本文链接：https://blog.csdn.net/QFire/article/details/78934670

版权

爬虫专栏收录该内容

20 篇文章 4 订阅

订阅专栏

用一些Python库来识别和使用在线图片中的文字。

将图像翻译成文字一般被称为光学文字识别（Optical Character Recognition, OCR）。

11.1 OCR库概述

虽然有很多库可以进行图像处理，这里只重点介绍两个库：Pillow和Tesseract。

Pillow是从Python 2.x版本的Python图像库（PIL）分出来的，支持Python 3.x版本，图像处理库

Tesseract是一个OCR库，目前有Googel赞助，目前公认最优秀、最精确的开源OCR系统。除了极高的精确度，也具有很高的灵活性。它可以通过训练识别出任何字体（只要风格不变），也可以识别出Unicode字符。

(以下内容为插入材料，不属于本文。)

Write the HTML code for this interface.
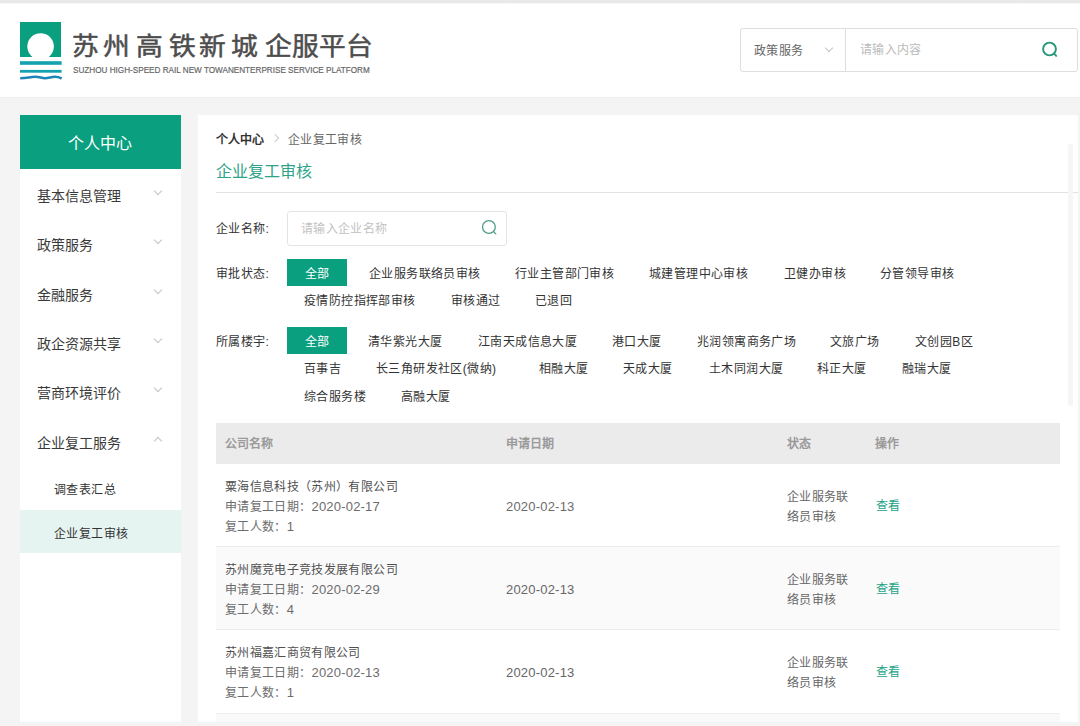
<!DOCTYPE html>
<html lang="zh-CN">
<head>
<meta charset="utf-8">
<style>
*{margin:0;padding:0;box-sizing:border-box}
html,body{width:1080px;height:726px;overflow:hidden}
body{position:relative;background:#f4f4f5;font-family:"Liberation Sans",sans-serif;color:#333}
.a{position:absolute;white-space:nowrap}
.topband{left:0;top:0;width:1080px;height:4px;background:linear-gradient(#ececec,#e6e6e6 40%,#eeeeee 70%,#fafafa)}
.header{left:0;top:4px;width:1080px;height:93px;background:#fff;box-shadow:0 1px 0 #efefef}
.t12{font-size:12px;line-height:20px;letter-spacing:0.35px}
.h12{font-size:12px;line-height:20px;font-weight:bold;color:#9a9a9a}
.t13{font-size:12px;line-height:20px;letter-spacing:0.4px}
.d13{font-size:13px;letter-spacing:0.2px}
.t14{font-size:14px;line-height:20px;color:#3a3a3a}
.t16{font-size:16px;line-height:20px}
.chev{position:absolute;width:6px;height:6px;border-right:1px solid #c4c4c4;border-bottom:1px solid #c4c4c4;transform:rotate(45deg)}
.chevup{position:absolute;width:6px;height:6px;border-left:1px solid #c4c4c4;border-top:1px solid #c4c4c4;transform:rotate(45deg)}
.btn{position:absolute;background:#0a9f7f;color:#fff;font-size:12px;letter-spacing:0.4px;text-align:center;padding-top:1.5px}
.ttl{top:26px;font-size:25px;line-height:40px;color:#4d4d4d;-webkit-text-stroke:0.5px #4d4d4d;transform-origin:0 0;transform:scaleX(1.07)}
.tag{position:absolute;font-size:12px;letter-spacing:0.4px;line-height:20px;color:#333;white-space:nowrap}
</style>
</head>
<body>
<div class="a topband"></div>
<div class="a header"></div>

<!-- logo -->
<svg class="a" style="left:0;top:0" width="80" height="90" viewBox="0 0 80 90">
  <path d="M20 22 H61 V57 H48.8 A13.3 13.3 0 1 0 32.4 57 H20 Z" fill="#0a9f7f"/>
  <rect x="20" y="61.2" width="41.6" height="3.6" fill="#14a2b0"/>
  <rect x="20" y="69.9" width="41.6" height="2.8" fill="#14a2b0"/>
  <path d="M20.2 78.2 C27 78.2 30 76.8 35 76.8 C40 76.8 41 78.2 45 78.2 C49 78.2 51 76.8 55 76.8 C59 76.8 60 77.8 61.6 78.6" stroke="#1c84b6" stroke-width="2.5" fill="none"/>
</svg>
<div class="a ttl" style="left:72.2px">苏</div>
<div class="a ttl" style="left:102.9px">州</div>
<div class="a ttl" style="left:135.7px">高</div>
<div class="a ttl" style="left:168.5px">铁</div>
<div class="a ttl" style="left:199.3px">新</div>
<div class="a ttl" style="left:231.0px">城</div>
<div class="a ttl" style="left:264.7px">企</div>
<div class="a ttl" style="left:291.8px">服</div>
<div class="a ttl" style="left:319.3px">平</div>
<div class="a ttl" style="left:346.3px">台</div>
<div class="a" style="left:73px;top:63.6px;font-size:9.8px;line-height:12px;color:#666;-webkit-text-stroke:0.2px #666;transform-origin:0 0;transform:scaleX(0.832)">SUZHOU HIGH-SPEED RAIL NEW TOWANENTERPRISE SERVICE PLATFORM</div>

<!-- header search -->
<div class="a" style="left:740px;top:28px;width:338px;height:44px;border:1px solid #dedede;border-radius:3px;background:#fff"></div>
<div class="a" style="left:845px;top:29px;width:1px;height:42px;background:#dedede"></div>
<div class="a t12" style="left:754px;top:41px;color:#666">政策服务</div>
<div class="chev" style="left:826px;top:45px"></div>
<div class="a t12" style="left:860px;top:40px;color:#bbb">请输入内容</div>
<svg class="a" style="left:1040px;top:41px" width="20" height="20" viewBox="0 0 20 20">
  <circle cx="9.5" cy="8" r="6.4" stroke="#269879" stroke-width="1.9" fill="none"/>
  <path d="M14 12.6 L16.2 14.8" stroke="#269879" stroke-width="1.9" stroke-linecap="round"/>
</svg>

<!-- sidebar -->
<div class="a" style="left:20px;top:115px;width:161px;height:607px;background:#fff"></div>
<div class="a" style="left:20px;top:115px;width:161px;height:54px;background:#0a9f7f"></div>
<div class="a t16" style="left:68px;top:134px;color:#fff">个人中心</div>

<div class="a t14" style="left:37px;top:186px">基本信息管理</div>
<div class="chev" style="left:155px;top:188px"></div>
<div class="a t14" style="left:37px;top:235px">政策服务</div>
<div class="chev" style="left:155px;top:237px"></div>
<div class="a t14" style="left:37px;top:285px">金融服务</div>
<div class="chev" style="left:155px;top:287px"></div>
<div class="a t14" style="left:37px;top:334px">政企资源共享</div>
<div class="chev" style="left:155px;top:336px"></div>
<div class="a t14" style="left:37px;top:383px">营商环境评价</div>
<div class="chev" style="left:155px;top:385px"></div>
<div class="a t14" style="left:37px;top:433px">企业复工服务</div>
<div class="chevup" style="left:155px;top:438px"></div>
<div class="a t13" style="left:54px;top:480px">调查表汇总</div>
<div class="a" style="left:20px;top:510px;width:161px;height:43px;background:#e6f4f1"></div>
<div class="a t13" style="left:54px;top:524px">企业复工审核</div>

<!-- content panel -->
<div class="a" style="left:198px;top:115px;width:880px;height:607px;background:#fff"></div>
<div class="a" style="left:216px;top:130px;font-size:12px;line-height:20px;font-weight:bold;color:#333">个人中心</div>
<div class="a" style="left:272px;top:135px;width:6px;height:6px;border-right:1px solid #ccc;border-top:1px solid #ccc;transform:rotate(45deg)"></div>
<div class="a t12" style="left:288px;top:130px;color:#666">企业复工审核</div>
<div class="a t16" style="left:216px;top:162px;color:#2ea387">企业复工审核</div>
<div class="a" style="left:216px;top:192px;width:862px;height:1px;background:#e2e2e2"></div>

<div class="a t12" style="left:216px;top:219px">企业名称:</div>
<div class="a" style="left:287px;top:211px;width:220px;height:35px;border:1px solid #e4e4e4;border-radius:3px"></div>
<div class="a t12" style="left:301px;top:219px;color:#c2c2c2">请输入企业名称</div>
<svg class="a" style="left:480px;top:219px" width="20" height="20" viewBox="0 0 20 20">
  <circle cx="8.9" cy="8" r="6.4" stroke="#4f9c88" stroke-width="1.3" fill="none"/>
  <path d="M13.5 12.6 L15.8 14.9" stroke="#4f9c88" stroke-width="1.3" stroke-linecap="round"/>
</svg>

<div class="a t12" style="left:216px;top:264px">审批状态:</div>
<div class="btn" style="left:287px;top:259px;width:60px;height:27px;line-height:27px">全部</div>
<div class="tag" style="left:369px;top:264px">企业服务联络员审核</div>
<div class="tag" style="left:515px;top:264px">行业主管部门审核</div>
<div class="tag" style="left:649px;top:264px">城建管理中心审核</div>
<div class="tag" style="left:784px;top:264px">卫健办审核</div>
<div class="tag" style="left:880px;top:264px">分管领导审核</div>
<div class="tag" style="left:304px;top:291px">疫情防控指挥部审核</div>
<div class="tag" style="left:451px;top:291px">审核通过</div>
<div class="tag" style="left:535px;top:291px">已退回</div>

<div class="a t12" style="left:216px;top:332px">所属楼宇:</div>
<div class="btn" style="left:287px;top:327px;width:60px;height:27px;line-height:27px">全部</div>
<div class="tag" style="left:368px;top:332px">清华紫光大厦</div>
<div class="tag" style="left:478px;top:332px">江南天成信息大厦</div>
<div class="tag" style="left:612px;top:332px">港口大厦</div>
<div class="tag" style="left:697px;top:332px">兆润领寓商务广场</div>
<div class="tag" style="left:830px;top:332px">文旅广场</div>
<div class="tag" style="left:915px;top:332px">文创园B区</div>
<div class="tag" style="left:304px;top:359px">百事吉</div>
<div class="tag" style="left:376px;top:359px">长三角研发社区(微纳)</div>
<div class="tag" style="left:539px;top:359px">相融大厦</div>
<div class="tag" style="left:623px;top:359px">天成大厦</div>
<div class="tag" style="left:709px;top:359px">土木同润大厦</div>
<div class="tag" style="left:817px;top:359px">科正大厦</div>
<div class="tag" style="left:902px;top:359px">融瑞大厦</div>
<div class="tag" style="left:304px;top:387px">综合服务楼</div>
<div class="tag" style="left:401px;top:387px">高融大厦</div>

<div class="a" style="left:1068px;top:144px;width:5px;height:262px;border-radius:3px;background:#f6f6f7"></div>
<!-- table -->
<div class="a" style="left:216px;top:423px;width:844px;height:41px;background:#ecebec"></div>
<div class="a h12" style="left:225px;top:434px">公司名称</div>
<div class="a h12" style="left:506px;top:434px">申请日期</div>
<div class="a h12" style="left:787px;top:434px">状态</div>
<div class="a h12" style="left:875px;top:434px">操作</div>

<div class="a" style="left:216px;top:546px;width:844px;height:1px;background:#eeeeee"></div>
<div class="a" style="left:216px;top:547px;width:844px;height:83px;background:#fafafb"></div>
<div class="a" style="left:216px;top:629px;width:844px;height:1px;background:#eeeeee"></div>
<div class="a" style="left:216px;top:713px;width:844px;height:1px;background:#eeeeee"></div>
<div class="a" style="left:216px;top:714px;width:844px;height:8px;background:#f9f9fa"></div>

<div class="a t12" style="left:225px;top:477px;color:#505050">粟海信息科技（苏州）有限公司</div>
<div class="a t12" style="left:225px;top:497px;color:#6c6c6c">申请复工日期：<span class="d13">2020-02-17</span></div>
<div class="a t12" style="left:225px;top:517px;color:#6c6c6c">复工人数：<span class="d13">1</span></div>
<div class="a t12 d13" style="left:506px;top:497px;color:#6c6c6c">2020-02-13</div>
<div class="a t12" style="left:787px;top:487px;color:#666">企业服务联</div>
<div class="a t12" style="left:787px;top:507px;color:#666">络员审核</div>
<div class="a t12" style="left:876px;top:496px;color:#22a386">查看</div>

<div class="a t12" style="left:225px;top:560px;color:#505050">苏州魔竞电子竞技发展有限公司</div>
<div class="a t12" style="left:225px;top:580px;color:#6c6c6c">申请复工日期：<span class="d13">2020-02-29</span></div>
<div class="a t12" style="left:225px;top:600px;color:#6c6c6c">复工人数：<span class="d13">4</span></div>
<div class="a t12 d13" style="left:506px;top:580px;color:#666">2020-02-13</div>
<div class="a t12" style="left:787px;top:570px;color:#666">企业服务联</div>
<div class="a t12" style="left:787px;top:590px;color:#666">络员审核</div>
<div class="a t12" style="left:876px;top:579px;color:#22a386">查看</div>

<div class="a t12" style="left:225px;top:643px;color:#505050">苏州福嘉汇商贸有限公司</div>
<div class="a t12" style="left:225px;top:663px;color:#6c6c6c">申请复工日期：<span class="d13">2020-02-13</span></div>
<div class="a t12" style="left:225px;top:683px;color:#6c6c6c">复工人数：<span class="d13">1</span></div>
<div class="a t12 d13" style="left:506px;top:663px;color:#666">2020-02-13</div>
<div class="a t12" style="left:787px;top:653px;color:#666">企业服务联</div>
<div class="a t12" style="left:787px;top:673px;color:#666">络员审核</div>
<div class="a t12" style="left:876px;top:662px;color:#22a386">查看</div>

</body>
</html>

sudo apt-get install tesseract-ocr

export TESSDATA_PREFIX=/usr/local/share/ #训练的数据文件存储在哪里

11.2 处理格式规范的文字

格式规范的文字具有以下特点：

使用一个标准字体（不包含手写体）
虽然被复印或拍照,字体还是很清晰,没有多余的痕迹或污点
排列整齐,没有歪歪斜斜的字
没有超出图片范围,也没有残缺不全,或紧紧贴在图片的边缘

$tesseract text.tif textoutput | cat textoutput.txt

可以先用Python脚本对图片进行清理。利用Pillow库，创建一个阀值过滤器来去掉渐变的背景色，只把文字留下来，从而让图片更加清晰，便于Tesseract读取：

# -*- coding: utf-8 -*-
from PIL import Image
import subprocess

def cleanFile(filePath, newFilePath):
	image = Image.open(filePath)
	#对图片进行阀值过滤，然后保存
	image = image.point(lambda x: 0 if x<125 else 255)
	image.save(newFilePath)
	#调用系统的tesseract命令对图片进行OCR识别
	subprocess.call(["tesseract", newFilePath, "output"])
	# 打开文件读取结果
	outputFile = open("output.txt", 'r')
	print(outputFile.read())
	outputFile.close()

cleanFile("text_2.jpg", "text_2_clean.png")

从网站图片中抓取文字

亚马逊上http://www.amazon.com/War-Peace-Leo-Nikolayevich-Tolstoy/dp/1427030200托尔斯泰的《战争与和平》的大字号印刷版

下载图片，识别图片，最后打印每个图片的文字

# -*- coding: utf-8 -*-
import time
from urllib.request import urlretrieve
import subprocess
from selenium import webdriver

# 创建新的Selenium driver
#driver = webdriver.PhantomJS(executable_path='phantomjs-2.1.1-linux-x86_64/bin/phantomjs')
# 有时我发现PhantomJS查找元素有问题，但是Firefox没有
# 如果你运行程序的时候出现问题，去掉下面这行注释
# 用Selenium试试Firefox
driver = webdriver.Firefox(executable_path="/usr/lib/python3.4/geckodriver")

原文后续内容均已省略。